Ed:
As you suspect, the amount of logic increases as the number of bits processed increases. My objective for the Booth multipliers was not efficiency as much as FPGA vendor independence. My project attempts to ensure that the IP used in the design is 100% unencumbered by vendor-specific IP so that it can be ported seamlessly from one FPGA vendor/family to another. Since some FPGA families do not include built-in hardware multipliers, I needed a relatively fast way of doing 40-bit fixed poind arithmetic. The 40 clock cycles required for the 1 bit Booth multiplier would be acceptable, but I wanted a bit more performance since I had the resources to spare. Unlike the fully pipelined arithmetic shifter which follows it in the arithmetic processor, the Booth multipliers are not pipelined. Like all of the arithmetic elements in the signal processor, they register the mulitplicand and multiplier when an enable/start signal is asserted and provide a RDY output when the product is ready. Thus, if a future target is resource limited, the 1 bit Booth multiplier can be dropped in place of the 4 bit Booth multiplier. If this change was required, no changes would be required to the signal processor microcode because the module interfaces provide the necessary timing control.

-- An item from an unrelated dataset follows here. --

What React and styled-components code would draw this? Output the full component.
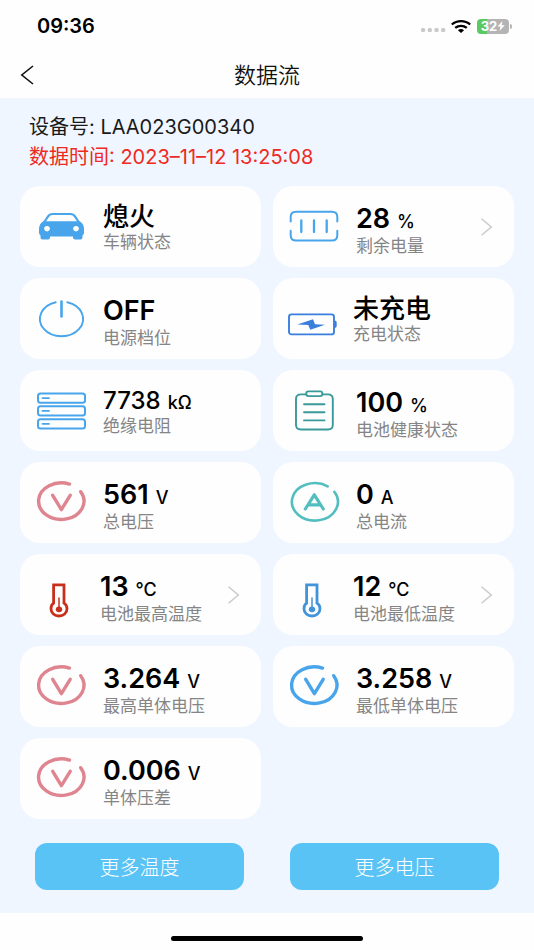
import React from "react";
import styled, { createGlobalStyle } from "styled-components";

const GlobalStyle = createGlobalStyle`
  *, *::before, *::after { box-sizing: border-box; }
  body {
    margin: 0;
    background: #fefefe;
    color: #111;
    font-family: Inter, "Noto Sans CJK SC", sans-serif;
  }
  button { font: inherit; color: inherit; border: 0; background: none; padding: 0; cursor: pointer; }
`;

const Screen = styled.div`
  min-height: 100vh;
  display: flex;
  flex-direction: column;
`;

const StatusBar = styled.div`
  height: 52px;
  padding: 0 22px 0 37px;
  display: flex;
  align-items: center;
  justify-content: space-between;
`;

const Clock = styled.time`
  font-size: 20px;
  font-weight: 600;
  line-height: 24px;
  color: #000;
`;

const StatusIcons = styled.div`
  display: flex;
  align-items: center;
  gap: 6px;
`;

const BatteryPill = styled.div`
  display: flex;
  align-items: center;
  justify-content: center;
  width: 32px;
  height: 15px;
  border-radius: 4px;
  color: #fff;
  font-size: 13px;
  font-weight: 700;
  line-height: 15px;
  background: linear-gradient(90deg, #5bc962 32%, #b4b4b4 32%);
`;

const BatteryGroup = styled.div`
  display: flex;
  align-items: center;
  gap: 1px;
`;

const BatteryNub = styled.span`
  width: 2px;
  height: 5px;
  border-radius: 0 2px 2px 0;
  background: #b4b4b4;
`;

const NavBar = styled.header`
  height: 46px;
  padding: 0 20px;
  display: grid;
  grid-template-columns: 40px 1fr 40px;
  align-items: center;
`;

const BackButton = styled.button`
  display: flex;
  align-items: center;
  height: 40px;
`;

const Title = styled.h1`
  margin: 0;
  text-align: center;
  font-size: 22px;
  font-weight: 350;
  line-height: 30px;
`;

const Content = styled.main`
  flex: 1;
  background: #eff6ff;
  padding: 14px 20px 23px;
`;

const Info = styled.div`
  padding: 0 9px 14px;
`;

const InfoLine = styled.p`
  margin: 0;
  font-size: 20px;
  font-weight: 400;
  line-height: 30px;
  color: ${(p) => (p.$alert ? "#ee2a22" : "#1a1a1a")};
`;

const Grid = styled.div`
  display: grid;
  grid-template-columns: 1fr 1fr;
  gap: 11px 12px;
`;

const Card = styled.div`
  height: 81px;
  padding: 0 22px 0 16px;
  display: flex;
  align-items: center;
  gap: ${(p) => (p.$near ? 14 : 17)}px;
  border-radius: 20px;
  background: #fefefe;
  text-align: left;
`;

const Reading = styled.div`
  flex: 1;
  align-self: flex-start;
  padding-top: 18px;
  display: flex;
  flex-direction: column;
  white-space: nowrap;
`;

const Value = styled.span`
  display: flex;
  align-items: baseline;
  gap: 7px;
  height: ${(p) => (p.$tight ? 26 : 30)}px;
  line-height: ${(p) => (p.$tight ? 26 : 30)}px;
  font-size: ${(p) => (p.$small ? 24 : 27)}px;
  font-weight: ${(p) => (p.$small ? 500 : 600)};
  color: #000;
`;

const CjkValue = styled(Value)`
  font-size: 26px;
  font-weight: 500;
`;

const Unit = styled.span`
  font-size: 18px;
  font-weight: 500;
`;

const Label = styled.span`
  font-size: 17px;
  line-height: 24px;
  color: #858585;
`;

const Drawing = styled.svg`
  flex: none;
  display: block;
  overflow: visible;
`;

const Actions = styled.div`
  display: grid;
  grid-template-columns: 1fr 1fr;
  gap: 46px;
  padding: 24px 15px 0;
`;

const ActionButton = styled.button`
  && {
    height: 47px;
    border-radius: 12px;
    background: #5ac3f5;
    color: #fff;
    font-size: 20px;
    font-weight: 300;
  }
`;

const HomeArea = styled.footer`
  height: 37px;
  display: flex;
  justify-content: center;
  align-items: flex-end;
  padding-bottom: 9px;
`;

const HomeIndicator = styled.div`
  width: 36%;
  height: 5px;
  border-radius: 3px;
  background: #000;
`;

const BLUE = "#48a5eb";
const ROSE = "#df8590";

const Icon = ({ children, color, width = 2 }) => (
  <Drawing
    width="50"
    height="50"
    viewBox="0 0 50 50"
    fill="none"
    stroke={color}
    strokeWidth={width}
    strokeLinecap="round"
    strokeLinejoin="round"
    aria-hidden="true"
  >
    {children}
  </Drawing>
);

const CarIcon = () => (
  <Icon color={BLUE} width={2.2}>
    <path d="M8 20.500 11.700 14.800Q13.600 12 16.600 12H34.400Q37.400 12 39.300 14.800L43 20.500" />
    <path
      fill={BLUE}
      stroke="none"
      fillRule="evenodd"
      d="M7.500 19.200H43.500C46.300 20.500 48 23.500 48 27V30.500Q48 32.500 46.500 33.500V35.500Q46.500 37.500 44.500 37.500H39Q37 37.500 37 35.500V34.500H14V35.500Q14 37.500 12 37.500H6.500Q4.500 37.500 4.500 35.500V33.500Q3 32.500 3 30.500V27C3 23.500 4.700 20.500 7.500 19.200ZM11 24a2.900 2.700 0 1 0 .01 0ZM40 24a2.900 2.700 0 1 0 .01 0Z"
    />
  </Icon>
);

const PowerIcon = () => (
  <Icon color={BLUE} width={1.9}>
    <path d="M19.700 8.300A21.600 17.300 0 1 0 31.300 8.300" />
    <path d="M25.500 7.500V22.500" strokeWidth="2.6" />
  </Icon>
);

const PackIcon = () => (
  <Icon color={BLUE}>
    <path d="M1.700 19.500V15Q1.700 9.800 7 9.800H43Q48.300 9.800 48.300 15V19.500M1.700 28.700V33.200Q1.700 38.500 7 38.500H43Q48.300 38.500 48.300 33.200V28.700" />
    <path d="M12.300 18.500V30M25 18.500V30M37.700 18.500V30" strokeWidth="2.3" />
  </Icon>
);

const ChargeIcon = () => (
  <Icon color="#3b7fdd" width={1.9}>
    <rect x="0" y="20.400" width="45" height="20" rx="2.500" />
    <path d="M45.500 26.500Q47.700 26.500 47.700 28.500V32Q47.700 34 45.500 34Z" fill="#3b7fdd" stroke="none" />
    <path d="M8.300 30.400 24 25.200 26 30.300 36 30.800 21.300 35.800 19.300 31Z" fill="#3b7fdd" stroke="none" />
  </Icon>
);

const StackIcon = () => (
  <Icon color={BLUE}>
    {[7.5, 20.3, 33.2].map((y) => (
      <g key={y}>
        <rect x="2" y={y} width="47" height="9.200" rx="2.500" />
        <path d={`M6.500 ${y + 4.6}H13`} strokeWidth="1.8" />
      </g>
    ))}
  </Icon>
);

const ClipboardIcon = () => (
  <Icon color="#3c9999" width={1.9}>
    <path d="M16.700 8.400H12Q7 8.400 7 13V39Q7 43.500 12 43.500H39Q43.800 43.500 43.800 39V13Q43.800 8.400 39 8.400H33.700" />
    <rect x="17.300" y="5.400" width="16" height="4.700" rx="2" />
    <path d="M15 18.300H35.500M15 26.300H35.500M15 34.400H35.500" />
  </Icon>
);

const VoltIcon = ({ color }) => (
  <Icon color={color} width={3.4}>
    <path d="M33.500 6.100A22.700 18.300 0 1 0 44.700 13.700" />
    <path d="M16.700 17.300 25.400 31.600 34.200 17.300" />
  </Icon>
);

const AmpIcon = () => (
  <Icon color="#52bebf" width={2.6}>
    <path d="M38.700 8.300A23 18.700 0 1 0 45.300 13.800" />
    <path d="M16.300 31 25.300 16.800 34.300 31M20.500 26.800H30.200" strokeWidth="3.2" />
  </Icon>
);

const ThermoIcon = ({ color }) => (
  <Icon color={color} width={2.8}>
    <path
      strokeLinejoin="miter"
      d="M17.600 14.900H28V33.200C30 34.500 31 36.700 31 38.700C31 43 27.400 46 23 46S15 43 15 38.700C15 36.700 15.800 34.500 17.600 33.200Z"
    />
    <path d="M23 28V38" strokeWidth="1.5" />
    <ellipse cx="23" cy="39.300" rx="3.200" ry="2.900" fill={color} stroke="none" />
  </Icon>
);

const Chevron = () => (
  <Drawing width="11" height="18" viewBox="0 0 11 18" fill="none" stroke="#cbcbcb" strokeWidth="1.5" aria-hidden="true">
    <path d="M.5.700 10.300 9 .5 17.300" />
  </Drawing>
);

const readings = [
  { value: "熄火", label: "车辆状态", icon: <CarIcon />, cjk: true, tight: true },
  { value: "28", unit: "%", label: "剩余电量", icon: <PackIcon />, link: true },
  { value: "OFF", label: "电源档位", icon: <PowerIcon /> },
  { value: "未充电", label: "充电状态", icon: <ChargeIcon />, cjk: true, tight: true, near: true },
  { value: "7738", unit: "kΩ", label: "绝缘电阻", icon: <StackIcon />, tight: true, small: true },
  { value: "100", unit: "%", label: "电池健康状态", icon: <ClipboardIcon /> },
  { value: "561", unit: "V", label: "总电压", icon: <VoltIcon color={ROSE} /> },
  { value: "0", unit: "A", label: "总电流", icon: <AmpIcon /> },
  { value: "13", unit: "℃", label: "电池最高温度", icon: <ThermoIcon color="#c9301c" />, link: true, near: true },
  { value: "12", unit: "℃", label: "电池最低温度", icon: <ThermoIcon color="#4193da" />, link: true, near: true },
  { value: "3.264", unit: "V", label: "最高单体电压", icon: <VoltIcon color={ROSE} /> },
  { value: "3.258", unit: "V", label: "最低单体电压", icon: <VoltIcon color={BLUE} /> },
  { value: "0.006", unit: "V", label: "单体压差", icon: <VoltIcon color={ROSE} /> },
];

function ReadingCard({ value, unit, label, icon, cjk, tight, small, link, near }) {
  const ValueText = cjk ? CjkValue : Value;
  return (
    <Card as={link ? "button" : "div"} type={link ? "button" : undefined} $near={near}>
      {icon}
      <Reading>
        <ValueText $tight={tight} $small={small}>
          {value}
          {unit && <Unit>{unit}</Unit>}
        </ValueText>
        <Label>{label}</Label>
      </Reading>
      {link && <Chevron />}
    </Card>
  );
}

export default function App() {
  return (
    <Screen>
      <GlobalStyle />
      <StatusBar>
        <Clock>09:36</Clock>
        <StatusIcons>
          <Drawing width="24" height="14" viewBox="0 0 24 14" fill="#c9c9c9" aria-hidden="true">
            {[0, 6.7, 13.4, 20.1].map((x) => (
              <rect key={x} x={x} y="9" width="4.200" height="4" rx="1.500" />
            ))}
          </Drawing>
          <Drawing width="20" height="13" viewBox="0 0 20 13" fill="none" stroke="#000" strokeWidth="2.3" aria-hidden="true">
            <path d="M.8 4.500C6-.100 14-.100 19.200 4.500M4.200 7.900C7.500 5.100 12.500 5.100 15.800 7.900" />
            <path d="M6.900 10.200Q10 7.800 13.100 10.200L10 13Z" fill="#000" stroke="none" />
          </Drawing>
          <BatteryGroup>
            <BatteryPill>
              32
              <Drawing width="8" height="10" viewBox="0 0 8 10" fill="#fff" aria-hidden="true">
                <path d="M5.500 0 .5 5.600H3.500L2.500 10 7.700 4.200H4.700Z" />
              </Drawing>
            </BatteryPill>
            <BatteryNub />
          </BatteryGroup>
        </StatusIcons>
      </StatusBar>
      <NavBar>
        <BackButton type="button" aria-label="返回">
          <Drawing width="14" height="20" viewBox="0 0 14 20" fill="none" stroke="#111" strokeWidth="1.6" aria-hidden="true">
            <path d="M13 1 1.800 10 13 19" />
          </Drawing>
        </BackButton>
        <Title>数据流</Title>
      </NavBar>
      <Content>
        <Info>
          <InfoLine>设备号: LAA023G00340</InfoLine>
          <InfoLine $alert>数据时间: 2023–11–12 13:25:08</InfoLine>
        </Info>
        <Grid>
          {readings.map((r) => (
            <ReadingCard key={r.label} {...r} />
          ))}
        </Grid>
        <Actions>
          <ActionButton type="button">更多温度</ActionButton>
          <ActionButton type="button">更多电压</ActionButton>
        </Actions>
      </Content>
      <HomeArea>
        <HomeIndicator />
      </HomeArea>
    </Screen>
  );
}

I set the bit width to 16 for comparison purposes and synthesized three different multipliers. The following table provides a comparative look at the increased resource utilization and decreased performance that you referred to in the *UM Forth thread:
Code:
-----------------------------------------
| x1 | x2 | x4 |
-----------------------------------------
#FFs | 87 | 87 | 87 |
#LUTs | 129 | 183 | 647 |
#Slices | 93 | 136 | 362 |
-----------------------------------------
Constraint | 6 ns | 8 ns | 10 ns |
Achieved | 5.719 | 7.118 | 9.960 |
-----------------------------------------
As expected the number of logic implementation elements, LUTs for the Xilinx Spartan 3AN used, increases as the number of bits processed are increased. Also the additional adders and multiplexers needed decrease the performance from a base of 5.72 ns to 9.96 ns. This performance changed approximately 75%, a significant decrease in performance. The performance difference between the 1 bit and 4 bit multipliers did not decrease as much as the increase in the resources used: 129 to 647 LUTs. The 5x increase in LUTs is significant.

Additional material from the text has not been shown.